Tous les livres, revues et magazines qui traitaient de permaculture ou d'éthologie en passant par l'économie solidaire ou circulaire n'échappaient pas à Thierry Maous. Pourtant, il se méfiait des mots, couchés sur le papier. Surtout des siens. Pour palier à ce manque, « une tare de la jeunesse » disait-il, il fut l'artisan d'Écothèque, une médiathèque du développement durable sur internet.
Si le développement durable faisait sens, il fallait propager le message de façon pédagogique. Et Thierry, avec le ton d'un instituteur, se pensait d'abord comme un homme de la comm'. C'est d'ailleurs à Greenpeace qu'il fit ses premières armes et développa un vrai service de production audiovisuelle pour cette ONG qui, dans les années 80, avait du mal à faire passer son message. Dans les années 90, il estime qu'une publication consacrée à l'environnement et au développement durable dans le domaine de l'audiovisuel fait défaut en France. Il se lance alors dans Les Cahiers du futur, un projet qui donnera naissance à Ecofilm. Ca tombe bien puisque Thierry ne parvient pas à se maintenir aux commandes du Festival international du film d'environnement (FIFE) en Ile-de-France. Il reprend l'idée d'un festival itinérant du film du développement durable. Lille sera le premier terrain d'essai. Puis, Thierry élabore un kit à destination de toutes les communes, que ce soit en métropole et en outre-mer. Dans la foulée, il enfile le costume d'animateur (qui lui convient) en invitant les écoliers à être partie prenante des activités culturelles du festival.
A force de fréquenter le milieu de l'image et des caméras, de se rendre à Fespaco et à d'autres happenings du genre, de côtoyer régulièrement les mordus de documentaires comme au Festival de Lussas ou de Meni-goutte, Thierry est tenté de prendre la caméra. A son tour. En tant que réalisateur, il travaille sur divers projets dont « La banalité du bien ». Ce documentaire retrace, témoignages à l'appui, l'histoire de la résistance non violente, sur le plateau du Haut-Lignon, de la Réforme à nos jours. Pourquoi tant d'intérêt pour le Chambon ? C'était un peu son histoire, le déclic de son adolescence. Si Thierry Maous était capable d'échafauder des projets, en lien avec l'écologie, l'aide aux plus démunis, et la non-violence, c'est surtout parce que ces valeurs là lui avaient été inculquées à l'âge ado, par l'intermédiaire du Collège Cévenol au Chambon-sur-Lignon.
Une institution qui n'a pas été étrangère au parcours de son père, Claude (Maous). Dès l'âge de 16 ans, c'est lui qui organise le passage clandestin des Pyrénées vers l'Espagne au bénéfice de la Résistance. Dénoncé et arrêté par Vichy, il sera libéré par les résistants.
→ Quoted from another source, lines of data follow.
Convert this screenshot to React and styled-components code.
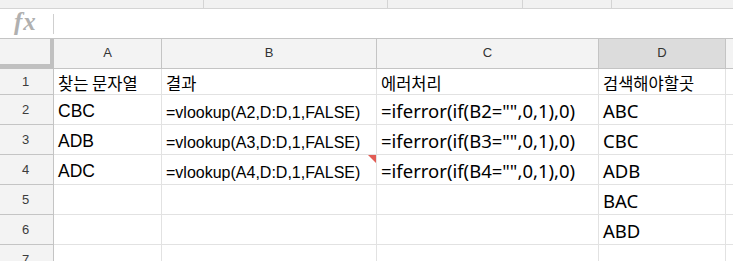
import React from 'react'
import styled, { createGlobalStyle } from 'styled-components'

const GlobalStyle = createGlobalStyle`
  html, body {
    margin: 0;
    padding: 0;
    background: #ffffff;
    overflow: hidden;
  }
  * {
    box-sizing: border-box;
  }
`

const columns = [
  { key: 'A', width: 108 },
  { key: 'B', width: 215 },
  { key: 'C', width: 222 },
  { key: 'D', width: 127, selected: true },
  { key: 'E', width: 60 }
]

const rows = [
  { n: 1, height: 26, cells: ['찾는 문자열', '결과', '에러처리', '검색해야할곳', ''], kind: 'ko' },
  { n: 2, height: 30, cells: ['CBC', '=vlookup(A2,D:D,1,FALSE)', '=iferror(if(B2="",0,1),0)', 'ABC', ''] },
  { n: 3, height: 30, cells: ['ADB', '=vlookup(A3,D:D,1,FALSE)', '=iferror(if(B3="",0,1),0)', 'CBC', ''] },
  { n: 4, height: 30, cells: ['ADC', '=vlookup(A4,D:D,1,FALSE)', '=iferror(if(B4="",0,1),0)', 'ADB', ''], flagged: 1 },
  { n: 5, height: 30, cells: ['', '', '', 'BAC', ''] },
  { n: 6, height: 30, cells: ['', '', '', 'ABD', ''] },
  { n: 7, height: 30, cells: ['', '', '', '', ''] }
]

const dataFonts = ['arial', 'arialSmall', 'noto', 'noto', 'noto']

const App = () => {
  return (
    <>
      <GlobalStyle />
      <SheetStyled>
        <ToolStripStyled>
          <StripSegment $width={204} />
          <StripSegment $width={184} />
          <StripSegment $width={135} />
          <StripSegment $width={89} />
          <StripSegment $width={121} $last />
        </ToolStripStyled>
        <FormulaBarStyled>
          <FxStyled>fx</FxStyled>
          <FormulaDivider />
        </FormulaBarStyled>
        <GridStyled>
          <HeaderRow>
            <CornerCell />
            {columns.map((col) => (
              <ColHeader key={col.key} $width={col.width} $selected={col.selected}>
                {col.key === 'E' ? '' : col.key}
              </ColHeader>
            ))}
          </HeaderRow>
          {rows.map((row) => (
            <RowStyled key={row.n} $height={row.height}>
              <RowHeader>{row.n}</RowHeader>
              {row.cells.map((text, i) => (
                <Cell
                  key={i}
                  $width={columns[i].width}
                  $font={row.kind === 'ko' ? 'ko' : dataFonts[i]}
                >
                  {text}
                  {row.flagged === i && <ErrorFlag />}
                </Cell>
              ))}
            </RowStyled>
          ))}
        </GridStyled>
      </SheetStyled>
    </>
  )
}

export default App

// STYLING
const SheetStyled = styled.div`
  width: 733px;
  height: 261px;
  overflow: hidden;
  font-family: 'Liberation Sans', Arial, sans-serif;
  background: #ffffff;
`

const ToolStripStyled = styled.div`
  display: flex;
  height: 9px;
  background: #f1f1f1;
  border-bottom: 1px solid #d4d4d4;
`

const StripSegment = styled.div`
  flex: 0 0 ${(p) => p.$width}px;
  border-right: ${(p) => (p.$last ? 'none' : '1px solid #d4d4d4')};
`

const FormulaBarStyled = styled.div`
  display: flex;
  align-items: center;
  height: 30px;
  border-bottom: 1px solid #c4c4c4;
  background: #ffffff;
`

const FxStyled = styled.div`
  width: 53px;
  padding-left: 14px;
  font-family: 'Liberation Serif', 'Times New Roman', serif;
  font-style: italic;
  font-weight: bold;
  font-size: 25px;
  color: #b0b0b0;
  letter-spacing: 1px;
  line-height: 1;
  margin-top: -4px;
`

const FormulaDivider = styled.div`
  width: 1px;
  height: 20px;
  background: #cfcfcf;
`

const GridStyled = styled.div`
  display: flex;
  flex-direction: column;
`

const HeaderRow = styled.div`
  display: flex;
  height: 30px;
`

const CornerCell = styled.div`
  flex: 0 0 54px;
  background: #f3f3f3;
  border-right: 4px solid #c0c0c0;
  border-bottom: 5px solid #c0c0c0;
`

const ColHeader = styled.div`
  flex: 0 0 ${(p) => p.$width}px;
  display: flex;
  align-items: center;
  justify-content: center;
  background: ${(p) => (p.$selected ? '#dcdcdc' : '#f3f3f3')};
  border-right: 1px solid #c4c4c4;
  border-bottom: 1px solid #c4c4c4;
  font-size: 13px;
  color: #333333;
  padding-bottom: 2px;
`

const RowStyled = styled.div`
  display: flex;
  height: ${(p) => p.$height}px;
`

const RowHeader = styled.div`
  flex: 0 0 54px;
  display: flex;
  align-items: center;
  justify-content: center;
  background: #f3f3f3;
  border-right: 1px solid #c4c4c4;
  border-bottom: 1px solid #c4c4c4;
  font-size: 13px;
  color: #3c3c3c;
  padding-right: 2px;
`

const fontStyles = {
  ko: `
    font-family: 'Noto Sans CJK KR', 'Noto Sans', sans-serif;
    font-size: 16.5px;
    line-height: 20px;
    padding-bottom: 1px;
  `,
  arial: `
    font-family: 'Liberation Sans', Arial, sans-serif;
    font-size: 17.5px;
    line-height: 20px;
    padding-bottom: 3px;
  `,
  arialSmall: `
    font-family: 'Liberation Sans', Arial, sans-serif;
    font-size: 16px;
    line-height: 19px;
    padding-bottom: 2px;
  `,
  noto: `
    font-family: 'Noto Sans', 'Noto Sans CJK KR', sans-serif;
    font-size: 18.5px;
    line-height: 22px;
    padding-bottom: 2px;
  `
}

const Cell = styled.div`
  position: relative;
  flex: 0 0 ${(p) => p.$width}px;
  display: flex;
  align-items: flex-end;
  padding-left: 4px;
  border-right: 1px solid #e2e2e2;
  border-bottom: 1px solid #e2e2e2;
  color: #000000;
  white-space: nowrap;
  overflow: visible;
  ${(p) => fontStyles[p.$font]}
`

const ErrorFlag = styled.span`
  position: absolute;
  top: 0;
  right: 0;
  width: 0;
  height: 0;
  border-top: 8px solid #e25c55;
  border-left: 8px solid transparent;
`
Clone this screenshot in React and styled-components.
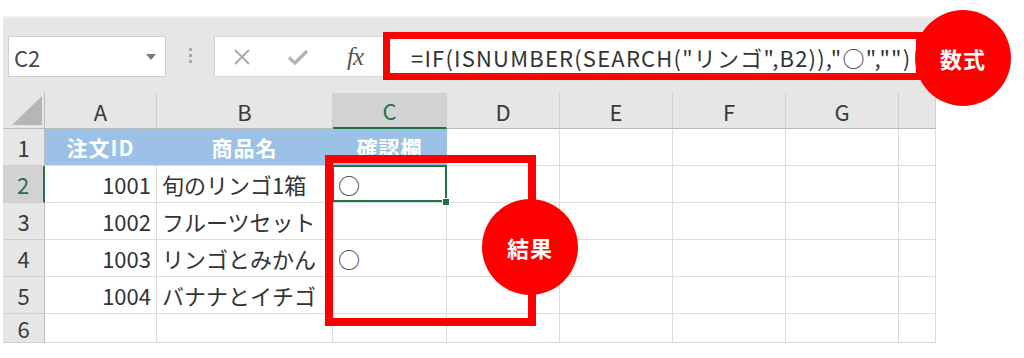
import React from "react";
import styled, { createGlobalStyle, css } from "styled-components";

const GlobalStyle = createGlobalStyle`
  html, body {
    margin: 0;
    padding: 0;
    background: #ffffff;
  }
  body {
    font-family: "Noto Sans CJK JP", "Noto Sans", sans-serif;
    color: #333333;
  }
`;

const RED = "#ff0000";
const GREEN = "#217346";
const GRID = "#dcdcdc";

const PageStyled = styled.div`
  position: relative;
  width: 1024px;
  height: 358px;
  padding: 16px 0 0 3px;
  box-sizing: border-box;
  overflow: hidden;
`;
const SheetStyled = styled.div`
  width: 933px;
`;
const FormulaBarStyled = styled.div`
  display: flex;
  align-items: flex-start;
  height: 77px;
  padding: 20px 0 0 5px;
  box-sizing: border-box;
  background: #e6e6e6;
  border-top: 2px solid #f0f0f0;
`;
const NameBoxStyled = styled.div`
  display: flex;
  align-items: center;
  justify-content: space-between;
  width: 158px;
  height: 41px;
  margin-top: -2px;
  padding: 0 9px 0 5px;
  box-sizing: border-box;
  background: #ffffff;
  border: 1px solid #d0d0d0;
  font-size: 22px;
  color: #474747;
`;
const CaretStyled = styled.span`
  width: 0;
  height: 0;
  border-left: 5px solid transparent;
  border-right: 5px solid transparent;
  border-top: 6px solid #7a7a7a;
`;
const DotsStyled = styled.div`
  display: flex;
  flex-direction: column;
  gap: 3px;
  width: 48px;
  align-items: center;
  padding-top: 10px;
  span {
    width: 3px;
    height: 3px;
    background: #a8a8a8;
  }
`;
const FormulaBoxStyled = styled.div`
  position: relative;
  flex: 1;
  display: flex;
  align-items: center;
  height: 41px;
  margin-top: -2px;
  box-sizing: border-box;
  background: #ffffff;
  border: 1px solid #d4d4d4;
  border-right: none;
`;
const IconBtnStyled = styled.span`
  display: flex;
  align-items: center;
  justify-content: center;
  width: ${(p) => p.$w}px;
  height: 100%;
`;
const FxStyled = styled.span`
  font-family: "Liberation Serif", serif;
  font-style: italic;
  font-size: 25px;
  color: #555555;
  letter-spacing: -1px;
`;
const FormulaTextStyled = styled.div`
  padding-left: 28px;
  font-size: 22px;
  color: #333333;
  white-space: nowrap;
  letter-spacing: 1.2px;
`;

const GridStyled = styled.div`
  display: grid;
  grid-template-columns: 42px 112px 176px 114px 113px 113px 113px 113px 37px;
  grid-template-rows: 36px repeat(5, 37px) 29px;
  background: #ffffff;
`;
const CellStyled = styled.div`
  position: relative;
  display: flex;
  align-items: center;
  box-sizing: border-box;
  border-right: 1px solid ${GRID};
  border-bottom: 1px solid ${GRID};
  font-size: 22px;
  color: #333333;
  white-space: nowrap;
  overflow: visible;
  padding: 0 5px;
  justify-content: ${(p) =>
    p.$align === "right" ? "flex-end" : p.$align === "center" ? "center" : "flex-start"};
  ${(p) =>
    p.$fill &&
    css`
      background: #9bc2e6;
      border-right-color: #9bc2e6;
      color: #ffffff;
      font-weight: 700;
      font-size: 21px;
      letter-spacing: 1px;
    `}
  ${(p) =>
    p.$selected &&
    css`
      &::after {
        content: "";
        position: absolute;
        inset: -1px -1px 0 -1px;
        border: 2px solid ${GREEN};
        pointer-events: none;
      }
    `}
`;
const HeaderCellStyled = styled.div`
  display: flex;
  align-items: center;
  justify-content: center;
  box-sizing: border-box;
  background: ${(p) => (p.$active ? "#d2d2d2" : "#e6e6e6")};
  border-right: 1px solid #cfcfcf;
  border-bottom: ${(p) => (p.$active ? `2px solid ${GREEN}` : "1px solid #bcbcbc")};
  font-size: 22px;
  color: ${(p) => (p.$active ? GREEN : "#3a3a3a")};
`;
const RowHeadStyled = styled.div`
  display: flex;
  align-items: center;
  justify-content: center;
  box-sizing: border-box;
  background: ${(p) => (p.$active ? "#d2d2d2" : "#e6e6e6")};
  border-right: ${(p) => (p.$active ? `2px solid ${GREEN}` : "1px solid #bcbcbc")};
  border-bottom: 1px solid #d0d0d0;
  font-size: 22px;
  color: ${(p) => (p.$active ? GREEN : "#3a3a3a")};
`;
const CornerStyled = styled.div`
  display: flex;
  align-items: flex-end;
  justify-content: flex-end;
  padding: 0 2px 3px 0;
  box-sizing: border-box;
  background: #e6e6e6;
  border-right: 1px solid #bcbcbc;
  border-bottom: 1px solid #bcbcbc;
  &::before {
    content: "";
    width: 0;
    height: 0;
    border-left: 30px solid transparent;
    border-bottom: 29px solid #b6b6b6;
  }
`;
const HandleStyled = styled.span`
  position: absolute;
  right: -4px;
  bottom: -4px;
  width: 6px;
  height: 6px;
  background: ${GREEN};
  border: 1px solid #ffffff;
  z-index: 2;
`;

const FrameStyled = styled.div`
  position: absolute;
  box-sizing: border-box;
  border: ${(p) => p.$t}px solid ${RED};
  left: ${(p) => p.$x}px;
  top: ${(p) => p.$y}px;
  width: ${(p) => p.$w}px;
  height: ${(p) => p.$h}px;
  z-index: 5;
`;
const BadgeStyled = styled.div`
  position: absolute;
  display: flex;
  align-items: center;
  justify-content: center;
  left: ${(p) => p.$x}px;
  top: ${(p) => p.$y}px;
  width: 96px;
  height: 96px;
  border-radius: 50%;
  background: ${RED};
  color: #ffffff;
  font-weight: 700;
  font-size: 22px;
  letter-spacing: 1px;
  z-index: 6;
`;

const columns = ["A", "B", "C", "D", "E", "F", "G", ""];
const rows = [
  ["注文ID", "商品名", "確認欄"],
  ["1001", "旬のリンゴ1箱", "○"],
  ["1002", "フルーツセット", ""],
  ["1003", "リンゴとみかん", "○"],
  ["1004", "バナナとイチゴ", ""],
  ["", "", ""],
];

const CrossIcon = () => (
  <svg width="18" height="18" viewBox="0 0 18 18">
    <path d="M2 2L16 16M16 2L2 16" stroke="#ababab" strokeWidth="2" fill="none" />
  </svg>
);
const CheckIcon = () => (
  <svg width="22" height="18" viewBox="0 0 22 18">
    <path d="M2 9.5L8 15L20 3" stroke="#b3b3b3" strokeWidth="3.2" fill="none" />
  </svg>
);

const App = () => {
  return (
    <PageStyled>
      <GlobalStyle />
      <SheetStyled>
        <FormulaBarStyled>
          <NameBoxStyled>
            <span>C2</span>
            <CaretStyled />
          </NameBoxStyled>
          <DotsStyled>
            <span />
            <span />
            <span />
          </DotsStyled>
          <FormulaBoxStyled>
            <IconBtnStyled $w={54}>
              <CrossIcon />
            </IconBtnStyled>
            <IconBtnStyled $w={58}>
              <CheckIcon />
            </IconBtnStyled>
            <IconBtnStyled $w={56}>
              <FxStyled>fx</FxStyled>
            </IconBtnStyled>
            <FormulaTextStyled>=IF(ISNUMBER(SEARCH("リンゴ",B2)),"○","")</FormulaTextStyled>
          </FormulaBoxStyled>
        </FormulaBarStyled>
        <GridStyled>
          <CornerStyled />
          {columns.map((c) => (
            <HeaderCellStyled key={c || "h"} $active={c === "C"}>
              {c}
            </HeaderCellStyled>
          ))}
          {rows.map((r, i) => (
            <React.Fragment key={i}>
              <RowHeadStyled $active={i === 1}>{i + 1}</RowHeadStyled>
              {columns.map((c, j) => {
                const value = r[j] || "";
                const header = i === 0 && j < 3;
                return (
                  <CellStyled
                    key={c || "h"}
                    $fill={header}
                    $align={header ? "center" : j === 0 ? "right" : "left"}
                    $selected={i === 1 && j === 2}
                  >
                    {value}
                    {i === 1 && j === 2 && <HandleStyled />}
                  </CellStyled>
                );
              })}
            </React.Fragment>
          ))}
        </GridStyled>
      </SheetStyled>
      <FrameStyled $x={383} $y={32} $w={540} $h={48} $t={7} />
      <BadgeStyled $x={915} $y={10}>数式</BadgeStyled>
      <FrameStyled $x={325} $y={155} $w={211} $h={171} $t={8} />
      <BadgeStyled $x={482} $y={199}>結果</BadgeStyled>
    </PageStyled>
  );
};

export default App;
Thierry a aussi fait ses classes au Chambon (c'est là que j'ai croisé ce solitaire qui appréciait davantage les livres de philo que les potes). Une fois adulte, il s'est mis dans la tête que cet établissement d'un troisième type, (où l'enseignement de Martin Luther King et le Mahtama Gandhi était aussi important que celui des textes de Lagarde et Michard) se devait d'être à la hauteur de sa réputation d'antan.
Depuis 2009, Thierry est administrateur de l'Association des Anciens du Collège Cévenol. Au sein du conseil d'administration du Collège, Thierry se fait entendre : non seulement parce qu'il fait partie des Anciens, mais parce qu'il a une certaine vision pour l'avenir de l'établissement. Lorsqu'il est question de « refondation », à partir de 2013, Thierry s'implique à fond. A la fois dans le fund-raising, pour ranimer une école en sursis avec des profs un peu largués, et dans un projet pédagogique que les profs attitrés ont de la peine à concrétiser.
S'il mise sur le Collège pour transmettre un enseignement au développement durable, c'est parce qu'il croit que le Collège (avant la tragédie qui frappa Agnès Marin) pourra continuer ce qu'il fit dans le passé avec panache, c'est à dire pratiquer une pédagogie de la paix et de la non-violence.
Thierry mit fin à ses jours en octobre 2013.